Kant: Briefwechsel, Brief 463, Von Christian Gotthilf Herrmann.

     
           
 

 

 

 

 

 
  Von Christian Gotthilf Herrmann.      
           
  Erfurth am 10ten Febr. 1791      
           
  Wohlgebohrner!      
  Insonders hochgeehrtester Herr!      
  Schon im vorigen Iahr, während meinen Vorlesungen über die      
  Aesthetik, in Bezug auf Ihre Grundsätze, wollte ich mich, als ein      
           
  Ihnen gänzlich Unbekanter, unterstehen, Sie mit einem Brief zu belästigen;      
  allein ein bloses Missverständnis, das aber nunmehr gehoben,      
  würde der Grund gewesen seyn, Ihnen, wenn Sie mich anders einer      
  Antwort gewürdiget, eine Lücke in Ihren weit wichtigern Geschäften      
  zu verursachen. Durch beigelegte Piece, mögte es den Anschein gewinnen,      
  als dürfte ich mich ietzo etwas zuversichtlicher unterstehen,      
  Sie zu belästigen: zum wenigsten sehen Sie doch hieraus, wie sehr es      
  mir um die gute Sache ein Ernst ist. Ihre allgemein bekante Güte      
  lässt mich deswegen auch Verzeihung dafür hoffen, wenn ich mich      
  erkühne, Ihnen diese Piece zu überliefern.

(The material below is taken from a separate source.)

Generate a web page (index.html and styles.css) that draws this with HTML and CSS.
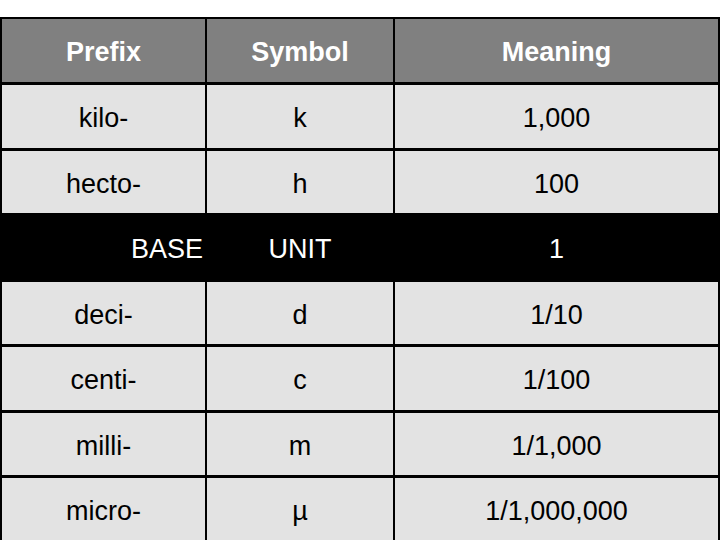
FILE: index.html
```html
<!DOCTYPE html>
<html>
<head>
<meta charset="utf-8">
<link rel="stylesheet" href="styles.css">
</head>
<body>
<div class="page">
  <div class="table">
    <div class="cell head">Prefix</div>
    <div class="cell head">Symbol</div>
    <div class="cell head">Meaning</div>

    <div class="cell">kilo-</div>
    <div class="cell">k</div>
    <div class="cell">1,000</div>

    <div class="cell">hecto-</div>
    <div class="cell">h</div>
    <div class="cell">100</div>

    <div class="base">
      <div class="bcell right">BASE</div>
      <div class="bcell">UNIT</div>
      <div class="bcell">1</div>
    </div>

    <div class="cell">deci-</div>
    <div class="cell">d</div>
    <div class="cell">1/10</div>

    <div class="cell">centi-</div>
    <div class="cell">c</div>
    <div class="cell">1/100</div>

    <div class="cell">milli-</div>
    <div class="cell">m</div>
    <div class="cell">1/1,000</div>

    <div class="cell">micro-</div>
    <div class="cell">µ</div>
    <div class="cell">1/1,000,000</div>
  </div>
</div>
</body>
</html>
```

FILE: styles.css
```css
html, body {
  margin: 0;
  padding: 0;
  background: #ffffff;
}
body {
  width: 720px;
  height: 540px;
  overflow: hidden;
  font-family: "Liberation Sans", Arial, sans-serif;
}
.page {
  padding-top: 17px;
}
.table {
  display: grid;
  grid-template-columns: 203px 186px 323px;
  grid-template-rows: 63px 63px 62px 63px 62px 63px 62px 63px;
  column-gap: 2px;
  row-gap: 3px;
  padding: 2px;
  background: #000000;
  width: 716px;
}
.cell {
  background: #e3e3e3;
  color: #000000;
  font-size: 27px;
  display: flex;
  align-items: center;
  justify-content: center;
  padding-top: 4px;
  box-sizing: border-box;
}
.cell.head {
  background: #808080;
  color: #ffffff;
  font-weight: bold;
  font-size: 27px;
}
.base {
  grid-column: 1 / -1;
  display: grid;
  grid-template-columns: 203px 186px 323px;
  column-gap: 2px;
  background: #000000;
  margin: -1px 0;
}
.bcell {
  color: #ffffff;
  font-size: 27px;
  display: flex;
  align-items: center;
  justify-content: center;
  padding-top: 4px;
}
.bcell.right {
  justify-content: flex-end;
  padding-right: 2px;
}
```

Sie gehört ganz vor Ihr      
  Forum; und auch nur Sie erkenne ich in dieser Sache für den einzig      
  kompetenten Richter. Ich habe mich, so viel es der Raum gestatten      
  wollte, bemüht, Ihre Grundsätze zu entwickeln; eben so wie ich gesucht      
  habe, die hemsterhuisische Definition unter die ihr nöthige Einschränkung      
  zu bringen. Ob ich aber meinen Endzweck erreicht? Durch welche      
  Mittel? ob ich überhaupt Ihre Grundsätze recht verstanden, und richtig      
  angewand habe? Dies ist nunmehr die grose Frage! -      
           
  Wahrheit war von ie her das grose Ziel, wornach ich strebte;      
  und sollten Sie wohl unwillig darüber werden, wenn ich sage, dass      
  ich es Ihnen vor vielen andern zutraue mich in ihr Heiligthum zu      
  führen? ich glaube nicht! zumahl wenn ich noch hinzufüge, dass      
  ich bereit bin, ein jedes Urtheil von Ihnen willig anzuhören, es falle      
  auch aus, wie es wolle. Denn ein einziger Winck von Ihnen, ist      
  mir lieber, als alle öffentliche Rezensionen.      
           
  Ich gestehe es nochmals, mein Ansinnen hat viel Auffallendes,      
  ich hoffe aber dasselbe einigermaßen dadurch zu mindern, wenn ich      
  Sie versichere, dass niemand mehr Hochachtung gegen Sie heegen      
  kann als      
           
    Ewr Wohlgebohr.      
  Erfurth den 10ten Febr. ganz gehorsamster Diener      
  1791 Christian Gotthilf Herrmann.      
  N. S. N. S.      
           
  Es wird Sie gewis interessiren, wenn ich Ihnen sage, dass unser      
  gnädigster HE. Coadjutor eine Abhandlung mit dem Titel "Ueber die      
  Grundsätze der Aesthetik" unter die Presse gegeben. Der erlauchte      
  Verfasser hatte die Gnade mir dieselbe zum Durchlesen zu geben: und      
           
  ich muss gestehen, dass ich lange nichts vortreflicheres und so tief      
  durchdachtes gelesen habe. Ueberhaupt werden wenig Mäner in      
  Deutschland seyn, die Ihr System so oft durchlesen, und so tief durchdacht      
  haben, als unser HE. Coadjutor. So oft ich das Glück habe      
  mit diesen grosen Musageten zu sprechen, so oft reden wir von Ihnen,      
  und von Ihren Schriften; und schon manche Zeit ist über den Gespräch      
  verstrichen, um immer tiefer in Ihren Geist einzudringen.      
           
           
           
     

[ abgedruckt in : AA XI, Seite 249 ] [ Brief 462 ] [ Brief 464 ] [ Gesamtverzeichnis des Briefwechsels ]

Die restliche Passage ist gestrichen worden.